• The problem:
Extract, in full, the lines below, beginning at the first and ending with the line that contains "const rows = [0, 1, 2, 3, 4];". Pictures do not belong in the copy.
..........
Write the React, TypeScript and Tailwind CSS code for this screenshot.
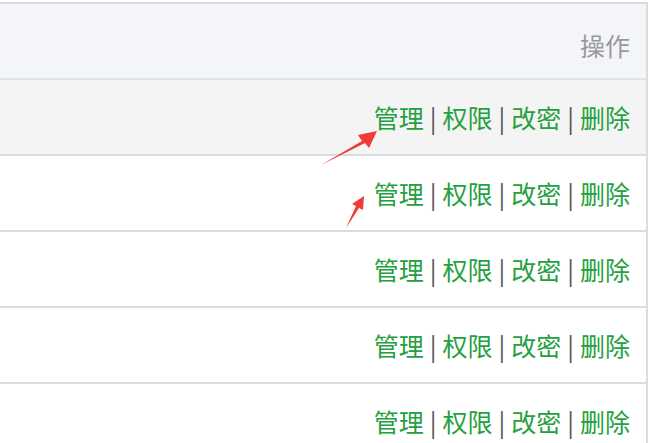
const rows = [0, 1, 2, 3, 4];

function Actions() {
  const links = ["管理", "权限", "改密", "删除"];
  return (
    <div className="flex items-center">
      {links.map((l, i) => (
        <span key={l} className="flex items-center">
          {i > 0 && <span className="mx-[6px] text-[#555]">|</span>}
          <a href="#" className="text-[#24a040]">
            {l}
          </a>
        </span>
      ))}
    </div>
  );
}

export default function App() {
  return (
    <div
      className="relative h-[443px] w-[668px] overflow-hidden bg-white pt-[2px]"
      style={{ fontFamily: '"Noto Sans CJK SC", "Microsoft YaHei", sans-serif' }}
    >
      <div className="w-[648px] border-t-2 border-r-2 border-[#dcdcdc] text-[25px] leading-none">
        <div className="flex h-[76px] items-center justify-end border-b-2 border-[#dde3e7] bg-[#f4f5f9] pt-[8px] pr-[16px] text-[#999]">
          操作
        </div>
        {rows.map((r) => (
          <div
            key={r}
            className={
              "flex h-[76px] items-center justify-end border-b-2 border-[#dcdcdc] pr-[16px] " +
              (r === 0 ? "bg-[#f4f4f4]" : "bg-white")
            }
          >
            <Actions />
          </div>
        ))}
      </div>

      {/* annotation arrows */}
      <svg className="pointer-events-none absolute left-0 top-0" width="668" height="443">
        <polygon points="321,165 362,141 358,135 377,131 369,148 365,143" fill="#f23a3a" />
        <polygon points="346,228 356,206 352,204 364,196 363,210 359,208" fill="#f23a3a" />
      </svg>
    </div>
  );
}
..........
• Task solution:
Write the React, TypeScript and Tailwind CSS code for this screenshot.
const rows = [0, 1, 2, 3, 4];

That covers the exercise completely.